------ Source material
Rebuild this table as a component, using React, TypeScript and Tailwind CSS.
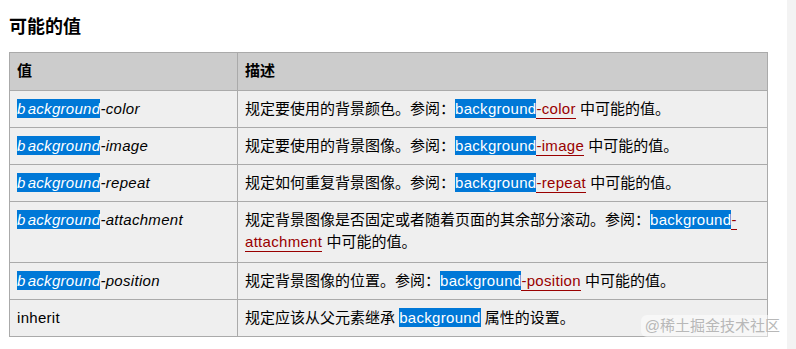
const font = '"Liberation Sans", "Noto Sans CJK SC", Arial, sans-serif';

function Sel({ children }: { children: React.ReactNode }) {
  return <span className="bg-[#0078d7] text-white py-[1px] tracking-[0.3px]">{children}</span>;
}

function Link({ children }: { children: React.ReactNode }) {
  return <span className="text-[#990000] border-b border-[#990000] tracking-[0.3px] pb-[1px]">{children}</span>;
}

function Prop({ suffix }: { suffix: string }) {
  return (
    <span className="italic tracking-[0.3px]">
      <Sel>
        b<span className="ml-[2px]">ackground</span>
      </Sel>
      {suffix}
    </span>
  );
}

function SeeAlso({ suffix }: { suffix: string }) {
  return (
    <>
      参阅：
      <Sel>background</Sel>
      <Link>{suffix}</Link> 中可能的值。
    </>
  );
}

const rows = [
  { name: <Prop suffix="-color" />, desc: <>规定要使用的背景颜色。<SeeAlso suffix="-color" /></> },
  { name: <Prop suffix="-image" />, desc: <>规定要使用的背景图像。<SeeAlso suffix="-image" /></> },
  { name: <Prop suffix="-repeat" />, desc: <>规定如何重复背景图像。<SeeAlso suffix="-repeat" /></> },
  {
    name: <Prop suffix="-attachment" />,
    desc: (
      <>
        规定背景图像是否固定或者随着页面的其余部分滚动。参阅：
        <Sel>background</Sel>
        <Link>-</Link>
        <br />
        <Link>attachment</Link> 中可能的值。
      </>
    ),
    tall: true,
  },
  { name: <Prop suffix="-position" />, desc: <>规定背景图像的位置。<SeeAlso suffix="-position" /></> },
  {
    name: <span className="tracking-[0.3px]">inherit</span>,
    desc: (
      <>
        规定应该从父元素继承 <Sel>background</Sel> 属性的设置。
      </>
    ),
  },
];

export default function App() {
  return (
    <div className="relative flex w-[796px] h-[349px] bg-white text-black overflow-hidden" style={{ fontFamily: font }}>
      <div className="w-[787px] pl-[9px] pt-[15px]">
        <h3 className="text-[18px] leading-[24px] font-bold mb-[13px]">可能的值</h3>
        <table className="w-[759px] border-collapse text-[15px] leading-[22px]">
          <thead>
            <tr>
              <th className="w-[228px] bg-[#cccccc] border border-[#aaaaaa] text-left font-bold align-top pl-[7px] pr-[15px] py-[7px] h-[38px]">值</th>
              <th className="bg-[#cccccc] border border-[#aaaaaa] text-left font-bold align-top pl-[7px] pr-[15px] py-[7px]">描述</th>
            </tr>
          </thead>
          <tbody>
            {rows.map((r, i) => (
              <tr key={i}>
                <td className={`bg-[#efefef] border border-[#aaaaaa] align-top pl-[7px] pr-[15px] pt-[7px] ${r.tall ? 'pb-[9px]' : 'pb-[7px]'}`}>
                  {r.name}
                </td>
                <td className={`bg-[#efefef] border border-[#aaaaaa] align-top pl-[7px] pr-[15px] pt-[7px] ${r.tall ? 'pb-[9px]' : 'pb-[7px]'}`}>
                  {r.desc}
                </td>
              </tr>
            ))}
          </tbody>
        </table>
      </div>
      <div className="flex-1 bg-[#f3f3f3]" />
      <div className="absolute right-[12px] bottom-[12px] px-[4px] rounded-[6px] bg-white/50 text-[15px] leading-[22px] text-[#b8b8b8]">
        @稀土掘金技术社区
      </div>
    </div>
  );
}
------------
Exercise goal —
Ignore the images and quote every line of the listing exactly.

Answer for this exercise —
Rebuild this table as a component, using React, TypeScript and Tailwind CSS.
const font = '"Liberation Sans", "Noto Sans CJK SC", Arial, sans-serif';

function Sel({ children }: { children: React.ReactNode }) {
  return <span className="bg-[#0078d7] text-white py-[1px] tracking-[0.3px]">{children}</span>;
}

function Link({ children }: { children: React.ReactNode }) {
  return <span className="text-[#990000] border-b border-[#990000] tracking-[0.3px] pb-[1px]">{children}</span>;
}

function Prop({ suffix }: { suffix: string }) {
  return (
    <span className="italic tracking-[0.3px]">
      <Sel>
        b<span className="ml-[2px]">ackground</span>
      </Sel>
      {suffix}
    </span>
  );
}

function SeeAlso({ suffix }: { suffix: string }) {
  return (
    <>
      参阅：
      <Sel>background</Sel>
      <Link>{suffix}</Link> 中可能的值。
    </>
  );
}

const rows = [
  { name: <Prop suffix="-color" />, desc: <>规定要使用的背景颜色。<SeeAlso suffix="-color" /></> },
  { name: <Prop suffix="-image" />, desc: <>规定要使用的背景图像。<SeeAlso suffix="-image" /></> },
  { name: <Prop suffix="-repeat" />, desc: <>规定如何重复背景图像。<SeeAlso suffix="-repeat" /></> },
  {
    name: <Prop suffix="-attachment" />,
    desc: (
      <>
        规定背景图像是否固定或者随着页面的其余部分滚动。参阅：
        <Sel>background</Sel>
        <Link>-</Link>
        <br />
        <Link>attachment</Link> 中可能的值。
      </>
    ),
    tall: true,
  },
  { name: <Prop suffix="-position" />, desc: <>规定背景图像的位置。<SeeAlso suffix="-position" /></> },
  {
    name: <span className="tracking-[0.3px]">inherit</span>,
    desc: (
      <>
        规定应该从父元素继承 <Sel>background</Sel> 属性的设置。
      </>
    ),
  },
];

export default function App() {
  return (
    <div className="relative flex w-[796px] h-[349px] bg-white text-black overflow-hidden" style={{ fontFamily: font }}>
      <div className="w-[787px] pl-[9px] pt-[15px]">
        <h3 className="text-[18px] leading-[24px] font-bold mb-[13px]">可能的值</h3>
        <table className="w-[759px] border-collapse text-[15px] leading-[22px]">
          <thead>
            <tr>
              <th className="w-[228px] bg-[#cccccc] border border-[#aaaaaa] text-left font-bold align-top pl-[7px] pr-[15px] py-[7px] h-[38px]">值</th>
              <th className="bg-[#cccccc] border border-[#aaaaaa] text-left font-bold align-top pl-[7px] pr-[15px] py-[7px]">描述</th>
            </tr>
          </thead>
          <tbody>
            {rows.map((r, i) => (
              <tr key={i}>
                <td className={`bg-[#efefef] border border-[#aaaaaa] align-top pl-[7px] pr-[15px] pt-[7px] ${r.tall ? 'pb-[9px]' : 'pb-[7px]'}`}>
                  {r.name}
                </td>
                <td className={`bg-[#efefef] border border-[#aaaaaa] align-top pl-[7px] pr-[15px] pt-[7px] ${r.tall ? 'pb-[9px]' : 'pb-[7px]'}`}>
                  {r.desc}
                </td>
              </tr>
            ))}
          </tbody>
        </table>
      </div>
      <div className="flex-1 bg-[#f3f3f3]" />
      <div className="absolute right-[12px] bottom-[12px] px-[4px] rounded-[6px] bg-white/50 text-[15px] leading-[22px] text-[#b8b8b8]">
        @稀土掘金技术社区
      </div>
    </div>
  );
}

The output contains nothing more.